Bremmer: Well, the spanakopita’s been cheap for a long time because I mean, even within the eurozone, Greece has been its own trouble point. I just felt like repeating that, because I was excited about you getting right into local flavor, but the Europeans are … When you have this kind of global instability and volatility, you get a flight to quality. You have what they call risk-on and risk-off behavior. People are engaging in risk-off behavior. They are more concerned about ensuring that their money is safe and less concerned about how big of a return they’re necessarily getting.

In that environment, the United States dollar and the U.S. as an economy becomes much more attractive, writ large. Europe is more vulnerable, particularly because with a war going on on the European continent, this is … remember, we had a peace dividend for 30 years. When the Soviet Union collapsed, there was a view that the Europeans no longer had to spend on defense and instead could focus on the social contract and democracy and rule of law—all sorts of things that make European societies attractive, but not really focusing on defending themselves.

Well now, not only are they going to have to devote an enormous amount of money toward spending and building up the defense capabilities they’ve ignored for 30 years, but also they are physically cutting off Russia from the G7, the advanced industrial democracies, the economy.
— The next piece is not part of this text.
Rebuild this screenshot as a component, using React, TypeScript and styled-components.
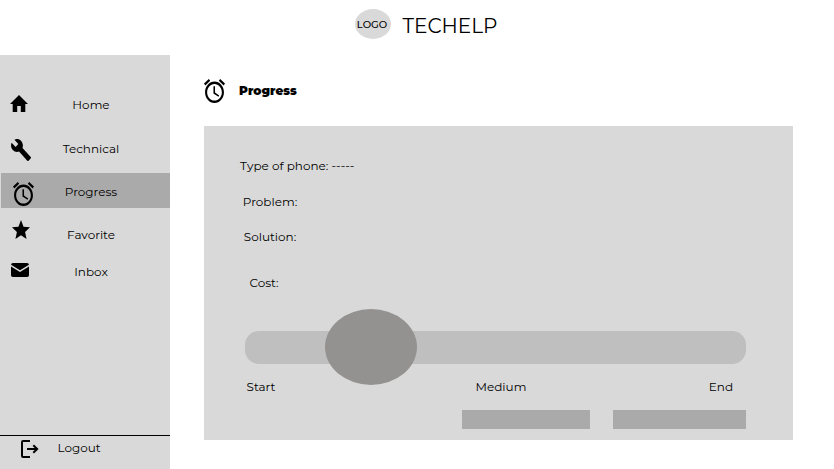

Now it’s true the Americans are sanctioning too, but we had virtually no trade and investment ties to Russia.

I mean, when the Russian oligarchs are getting hit, where do you think they were summering? It was mostly on the Spanish coast and on the Riviera. How many of them have massive mansions in London? This is a big hit for the U.K. Then there’s also, of course, the direct trade: the agricultural trade and particularly the energy export. The energy export, I mean, to the United States, there was a marginal amount of oil from Russia coming to the U.S. It was irrelevant to the U.S. economy.

If the Russians completely cut off energy to Europe, or if the Europeans cut it off from Russia, you’re looking at an immediate contraction of probably 3 percent of the entire eurozone. So even though that hasn’t happened in entirety, in toto, there have been major disruptions already. There have been significant sanctions already and if the Russians know that the Europeans are trying to diversify away from Russia as fast as humanly possible, if you’re [President Vladimir] Putin, are you going to sit there and wait until the Europeans cut you off? Or are you going to take some of that leverage when winter is coming and you can cause more pain and you can maybe get something for it politically? You can get anger on the European streets against European leaders that have been calling for sanctions against Russia.

Putin’s not stupid. He may be intemperate and he may lack judgment, but he nonetheless understands where his leverage is. So all of those things are playing into a euro that has lost a significant amount of confidence from investors around the world over the last four months.